Margaret Hodge, chairwoman of the Public Accounts Committee said consumers are "increasingly having to turn to lenders" as money gets tighter and banks are lending less.

She added that some lenders are using "predatory techniques" to target vulnerable people. She said:

Such disgraceful practices by the shabby end of the credit market are costing borrowers an estimated £450 million or more each year.

Meanwhile, the Office of Fair Trading, the regulator of this sector, has been ineffective and timid in the extreme. It passively waits for complaints from consumers before acting.
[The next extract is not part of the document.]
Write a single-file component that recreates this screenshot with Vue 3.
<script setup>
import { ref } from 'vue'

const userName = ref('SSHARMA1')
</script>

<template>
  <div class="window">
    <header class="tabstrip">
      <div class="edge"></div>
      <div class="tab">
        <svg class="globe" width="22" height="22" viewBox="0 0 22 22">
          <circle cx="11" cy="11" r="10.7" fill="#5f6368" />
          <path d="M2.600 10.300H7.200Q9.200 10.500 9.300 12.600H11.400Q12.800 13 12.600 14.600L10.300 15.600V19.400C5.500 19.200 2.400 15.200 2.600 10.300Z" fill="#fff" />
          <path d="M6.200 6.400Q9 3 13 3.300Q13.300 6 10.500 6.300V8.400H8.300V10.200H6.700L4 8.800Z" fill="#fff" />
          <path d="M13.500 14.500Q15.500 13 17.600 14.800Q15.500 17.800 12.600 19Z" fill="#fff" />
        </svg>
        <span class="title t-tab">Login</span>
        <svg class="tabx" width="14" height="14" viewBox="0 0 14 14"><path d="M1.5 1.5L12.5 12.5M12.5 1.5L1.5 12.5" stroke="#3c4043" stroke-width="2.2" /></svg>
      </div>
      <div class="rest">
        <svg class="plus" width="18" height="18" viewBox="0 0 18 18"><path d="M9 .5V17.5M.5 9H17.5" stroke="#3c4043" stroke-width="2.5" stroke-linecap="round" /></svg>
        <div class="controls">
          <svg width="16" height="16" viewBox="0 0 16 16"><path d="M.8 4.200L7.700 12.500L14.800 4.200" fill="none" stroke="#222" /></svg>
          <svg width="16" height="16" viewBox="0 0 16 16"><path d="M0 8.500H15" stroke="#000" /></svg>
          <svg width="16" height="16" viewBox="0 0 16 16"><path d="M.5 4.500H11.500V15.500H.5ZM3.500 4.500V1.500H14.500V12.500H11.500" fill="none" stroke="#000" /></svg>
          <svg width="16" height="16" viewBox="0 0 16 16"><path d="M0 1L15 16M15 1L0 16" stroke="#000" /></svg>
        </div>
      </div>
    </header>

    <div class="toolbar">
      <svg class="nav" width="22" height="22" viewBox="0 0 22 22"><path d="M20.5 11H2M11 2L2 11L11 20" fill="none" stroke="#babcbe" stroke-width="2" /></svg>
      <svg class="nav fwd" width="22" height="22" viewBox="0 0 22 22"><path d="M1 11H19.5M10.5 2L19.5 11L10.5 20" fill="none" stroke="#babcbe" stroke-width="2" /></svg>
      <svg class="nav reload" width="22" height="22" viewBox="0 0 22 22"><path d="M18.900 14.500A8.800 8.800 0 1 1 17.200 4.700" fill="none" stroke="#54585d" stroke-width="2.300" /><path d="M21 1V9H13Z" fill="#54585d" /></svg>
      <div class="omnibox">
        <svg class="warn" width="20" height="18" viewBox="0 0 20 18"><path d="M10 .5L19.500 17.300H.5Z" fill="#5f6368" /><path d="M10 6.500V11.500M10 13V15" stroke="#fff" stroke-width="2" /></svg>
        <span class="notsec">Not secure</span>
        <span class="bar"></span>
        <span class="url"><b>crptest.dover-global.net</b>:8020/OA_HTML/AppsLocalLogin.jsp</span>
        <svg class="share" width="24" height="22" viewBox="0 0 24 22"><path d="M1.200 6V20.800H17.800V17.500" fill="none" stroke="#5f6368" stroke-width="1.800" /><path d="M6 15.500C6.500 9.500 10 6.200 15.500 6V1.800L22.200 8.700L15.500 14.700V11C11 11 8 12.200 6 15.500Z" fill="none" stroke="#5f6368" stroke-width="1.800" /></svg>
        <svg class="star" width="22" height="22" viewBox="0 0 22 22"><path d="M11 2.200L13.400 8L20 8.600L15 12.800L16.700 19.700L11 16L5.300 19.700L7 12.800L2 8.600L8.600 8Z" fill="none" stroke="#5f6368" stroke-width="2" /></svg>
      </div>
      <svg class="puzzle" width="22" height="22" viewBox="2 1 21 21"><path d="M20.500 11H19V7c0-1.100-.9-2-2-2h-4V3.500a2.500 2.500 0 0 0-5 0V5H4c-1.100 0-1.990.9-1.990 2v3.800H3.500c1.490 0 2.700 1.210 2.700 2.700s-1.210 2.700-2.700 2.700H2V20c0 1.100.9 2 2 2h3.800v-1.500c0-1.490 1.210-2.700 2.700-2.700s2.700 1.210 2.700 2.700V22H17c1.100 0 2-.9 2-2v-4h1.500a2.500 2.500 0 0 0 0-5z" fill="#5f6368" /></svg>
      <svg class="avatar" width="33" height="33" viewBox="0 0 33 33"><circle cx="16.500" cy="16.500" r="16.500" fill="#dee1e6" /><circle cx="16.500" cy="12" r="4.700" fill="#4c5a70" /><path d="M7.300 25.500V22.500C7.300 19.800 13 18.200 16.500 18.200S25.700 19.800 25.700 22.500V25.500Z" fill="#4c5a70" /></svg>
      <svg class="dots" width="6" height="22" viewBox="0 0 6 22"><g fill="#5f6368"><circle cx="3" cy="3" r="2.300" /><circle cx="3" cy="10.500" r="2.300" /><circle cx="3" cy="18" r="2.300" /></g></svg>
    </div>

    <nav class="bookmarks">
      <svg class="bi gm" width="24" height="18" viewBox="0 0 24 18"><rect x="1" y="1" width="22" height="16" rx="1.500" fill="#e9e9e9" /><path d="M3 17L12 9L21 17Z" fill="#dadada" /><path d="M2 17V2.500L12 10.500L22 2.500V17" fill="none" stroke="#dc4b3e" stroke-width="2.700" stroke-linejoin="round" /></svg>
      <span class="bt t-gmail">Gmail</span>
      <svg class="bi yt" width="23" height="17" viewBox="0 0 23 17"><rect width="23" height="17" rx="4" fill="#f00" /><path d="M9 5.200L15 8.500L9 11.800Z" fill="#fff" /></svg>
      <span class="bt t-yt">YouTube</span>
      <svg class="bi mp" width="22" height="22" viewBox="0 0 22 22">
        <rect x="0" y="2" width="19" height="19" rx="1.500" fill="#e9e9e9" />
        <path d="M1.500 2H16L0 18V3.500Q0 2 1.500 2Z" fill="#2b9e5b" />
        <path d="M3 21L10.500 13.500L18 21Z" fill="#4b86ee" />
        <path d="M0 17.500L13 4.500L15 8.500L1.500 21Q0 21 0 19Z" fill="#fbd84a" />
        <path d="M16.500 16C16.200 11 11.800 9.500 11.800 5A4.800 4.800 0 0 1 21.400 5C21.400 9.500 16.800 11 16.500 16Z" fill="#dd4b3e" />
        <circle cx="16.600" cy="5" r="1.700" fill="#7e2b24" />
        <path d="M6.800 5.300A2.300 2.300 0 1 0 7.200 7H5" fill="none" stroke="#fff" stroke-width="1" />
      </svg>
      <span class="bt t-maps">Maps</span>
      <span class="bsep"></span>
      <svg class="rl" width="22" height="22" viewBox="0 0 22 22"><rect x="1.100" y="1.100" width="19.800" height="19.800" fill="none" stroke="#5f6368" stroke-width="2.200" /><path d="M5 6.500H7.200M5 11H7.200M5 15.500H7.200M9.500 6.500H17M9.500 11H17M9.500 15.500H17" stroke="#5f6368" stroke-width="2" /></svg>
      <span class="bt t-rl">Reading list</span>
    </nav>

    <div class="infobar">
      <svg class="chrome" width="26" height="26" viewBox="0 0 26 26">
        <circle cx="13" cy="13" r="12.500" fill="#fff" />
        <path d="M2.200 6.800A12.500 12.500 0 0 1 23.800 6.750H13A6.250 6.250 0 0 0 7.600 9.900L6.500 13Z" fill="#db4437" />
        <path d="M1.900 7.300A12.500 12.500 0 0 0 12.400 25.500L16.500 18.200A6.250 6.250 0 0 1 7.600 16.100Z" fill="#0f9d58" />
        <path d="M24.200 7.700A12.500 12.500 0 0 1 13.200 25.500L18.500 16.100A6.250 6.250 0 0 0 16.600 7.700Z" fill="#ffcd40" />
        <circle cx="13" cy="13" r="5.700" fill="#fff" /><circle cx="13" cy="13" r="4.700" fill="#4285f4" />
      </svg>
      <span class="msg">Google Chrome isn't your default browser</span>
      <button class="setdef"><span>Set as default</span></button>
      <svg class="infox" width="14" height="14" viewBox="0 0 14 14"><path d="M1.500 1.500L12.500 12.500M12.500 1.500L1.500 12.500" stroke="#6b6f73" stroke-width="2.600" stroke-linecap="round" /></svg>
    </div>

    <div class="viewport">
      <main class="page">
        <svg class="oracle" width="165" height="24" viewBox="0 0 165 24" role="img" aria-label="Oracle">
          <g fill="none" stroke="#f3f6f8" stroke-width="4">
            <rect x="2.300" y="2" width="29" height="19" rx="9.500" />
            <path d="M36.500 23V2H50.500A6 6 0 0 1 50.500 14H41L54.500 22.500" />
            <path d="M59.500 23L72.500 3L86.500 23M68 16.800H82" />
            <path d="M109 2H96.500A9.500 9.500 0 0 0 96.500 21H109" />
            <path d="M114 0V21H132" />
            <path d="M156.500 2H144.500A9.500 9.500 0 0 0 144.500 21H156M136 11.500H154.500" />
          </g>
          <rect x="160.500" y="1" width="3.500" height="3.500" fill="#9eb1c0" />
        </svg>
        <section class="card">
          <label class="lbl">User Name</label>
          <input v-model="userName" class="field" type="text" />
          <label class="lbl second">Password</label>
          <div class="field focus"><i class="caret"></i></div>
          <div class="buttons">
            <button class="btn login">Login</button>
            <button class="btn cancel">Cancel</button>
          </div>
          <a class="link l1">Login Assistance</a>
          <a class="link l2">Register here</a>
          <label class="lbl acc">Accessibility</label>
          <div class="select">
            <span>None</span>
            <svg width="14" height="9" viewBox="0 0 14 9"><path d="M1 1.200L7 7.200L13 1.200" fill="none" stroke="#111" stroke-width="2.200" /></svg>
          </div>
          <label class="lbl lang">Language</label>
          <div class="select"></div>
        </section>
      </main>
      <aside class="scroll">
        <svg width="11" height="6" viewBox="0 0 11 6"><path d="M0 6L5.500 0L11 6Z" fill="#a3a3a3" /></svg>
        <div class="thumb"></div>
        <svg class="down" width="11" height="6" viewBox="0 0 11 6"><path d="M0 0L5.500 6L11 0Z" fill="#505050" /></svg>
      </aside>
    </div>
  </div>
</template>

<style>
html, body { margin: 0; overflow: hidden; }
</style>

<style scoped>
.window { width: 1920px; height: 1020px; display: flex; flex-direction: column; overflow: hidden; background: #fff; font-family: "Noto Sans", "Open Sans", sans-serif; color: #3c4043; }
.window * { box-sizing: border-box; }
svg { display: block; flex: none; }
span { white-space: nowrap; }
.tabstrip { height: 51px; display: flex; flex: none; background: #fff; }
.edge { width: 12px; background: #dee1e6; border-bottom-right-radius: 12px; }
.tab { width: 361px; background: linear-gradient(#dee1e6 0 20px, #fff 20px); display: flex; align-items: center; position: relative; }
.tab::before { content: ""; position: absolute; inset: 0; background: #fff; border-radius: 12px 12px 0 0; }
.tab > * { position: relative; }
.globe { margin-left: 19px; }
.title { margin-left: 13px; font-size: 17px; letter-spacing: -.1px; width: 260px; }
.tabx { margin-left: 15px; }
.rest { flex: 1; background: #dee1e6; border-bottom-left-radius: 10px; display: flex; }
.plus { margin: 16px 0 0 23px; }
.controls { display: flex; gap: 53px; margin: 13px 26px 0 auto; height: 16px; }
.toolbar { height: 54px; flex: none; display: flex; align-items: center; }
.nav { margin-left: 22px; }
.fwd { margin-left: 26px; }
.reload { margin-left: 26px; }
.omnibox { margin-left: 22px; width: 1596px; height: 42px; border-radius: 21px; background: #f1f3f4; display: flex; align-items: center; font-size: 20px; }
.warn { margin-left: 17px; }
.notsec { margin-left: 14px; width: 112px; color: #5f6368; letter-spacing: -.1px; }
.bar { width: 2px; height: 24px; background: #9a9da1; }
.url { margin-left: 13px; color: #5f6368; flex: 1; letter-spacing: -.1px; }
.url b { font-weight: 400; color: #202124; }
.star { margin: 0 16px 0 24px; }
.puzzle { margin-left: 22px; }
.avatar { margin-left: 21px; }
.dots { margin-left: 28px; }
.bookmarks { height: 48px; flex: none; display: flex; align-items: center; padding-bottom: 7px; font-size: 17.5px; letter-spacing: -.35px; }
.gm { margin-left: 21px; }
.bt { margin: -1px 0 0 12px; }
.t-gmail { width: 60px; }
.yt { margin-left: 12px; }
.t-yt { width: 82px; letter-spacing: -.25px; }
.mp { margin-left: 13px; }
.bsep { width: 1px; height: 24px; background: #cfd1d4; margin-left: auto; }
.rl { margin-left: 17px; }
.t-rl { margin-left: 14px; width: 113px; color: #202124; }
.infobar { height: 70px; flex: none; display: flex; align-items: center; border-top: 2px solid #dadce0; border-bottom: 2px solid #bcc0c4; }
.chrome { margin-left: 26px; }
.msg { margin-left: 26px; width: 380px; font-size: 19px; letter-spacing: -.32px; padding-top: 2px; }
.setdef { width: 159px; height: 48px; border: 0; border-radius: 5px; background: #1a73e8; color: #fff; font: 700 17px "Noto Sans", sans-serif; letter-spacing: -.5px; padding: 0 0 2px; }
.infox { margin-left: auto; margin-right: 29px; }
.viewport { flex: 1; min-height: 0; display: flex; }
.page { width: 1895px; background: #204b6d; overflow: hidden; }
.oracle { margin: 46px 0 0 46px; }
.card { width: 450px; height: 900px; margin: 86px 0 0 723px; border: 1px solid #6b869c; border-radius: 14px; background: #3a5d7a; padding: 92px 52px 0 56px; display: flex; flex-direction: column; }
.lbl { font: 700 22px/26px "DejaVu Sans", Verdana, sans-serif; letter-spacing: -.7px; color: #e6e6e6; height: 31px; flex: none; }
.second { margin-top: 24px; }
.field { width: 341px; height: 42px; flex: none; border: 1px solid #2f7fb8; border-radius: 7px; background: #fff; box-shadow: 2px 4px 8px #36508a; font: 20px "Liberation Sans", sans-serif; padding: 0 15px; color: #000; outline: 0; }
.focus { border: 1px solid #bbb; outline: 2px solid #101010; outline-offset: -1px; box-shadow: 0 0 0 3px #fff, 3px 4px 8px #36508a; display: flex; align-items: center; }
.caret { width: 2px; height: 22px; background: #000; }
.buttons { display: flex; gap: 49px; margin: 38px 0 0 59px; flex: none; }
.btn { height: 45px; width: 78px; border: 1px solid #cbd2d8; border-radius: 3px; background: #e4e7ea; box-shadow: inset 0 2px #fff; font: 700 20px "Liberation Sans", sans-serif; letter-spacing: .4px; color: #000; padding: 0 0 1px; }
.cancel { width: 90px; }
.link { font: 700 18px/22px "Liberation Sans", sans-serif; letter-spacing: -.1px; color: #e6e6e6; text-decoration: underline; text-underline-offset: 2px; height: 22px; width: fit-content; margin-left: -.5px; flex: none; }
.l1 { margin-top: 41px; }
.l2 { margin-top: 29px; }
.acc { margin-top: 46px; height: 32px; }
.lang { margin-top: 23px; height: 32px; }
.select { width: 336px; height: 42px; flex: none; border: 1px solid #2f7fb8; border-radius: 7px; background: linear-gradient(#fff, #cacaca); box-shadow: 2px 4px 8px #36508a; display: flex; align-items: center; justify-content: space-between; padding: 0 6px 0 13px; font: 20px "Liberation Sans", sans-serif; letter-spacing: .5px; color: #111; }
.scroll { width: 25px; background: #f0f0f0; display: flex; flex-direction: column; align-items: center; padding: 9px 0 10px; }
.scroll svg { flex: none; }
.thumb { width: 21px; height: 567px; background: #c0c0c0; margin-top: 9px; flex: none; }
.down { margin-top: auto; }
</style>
It has never given a fine to any of the 72,000 firms in this market and very rarely revokes a company's licence.

It doesn't understand the market - how much each firm lends and who its customers are - and can't be certain if directors of companies that have run into trouble are now running other companies.

MPs: OFT is 'ineffective and timid in the extreme'

A damning report from a committee of MPs has accused regulators of failing to get to grips with "predatory" lenders who leave vulnerable customers struggling with spiralling debts.

MPs have accused the OFT of being 'ineffective and timid' Credit: Lynne Cameron/PA Wire

The Public Accounts Committee said the "shabby end" of the credit market was costing borrowers £450 million a year, but that the Office of Fair Trading (OFT) had not taken the tough action needed to protect consumers.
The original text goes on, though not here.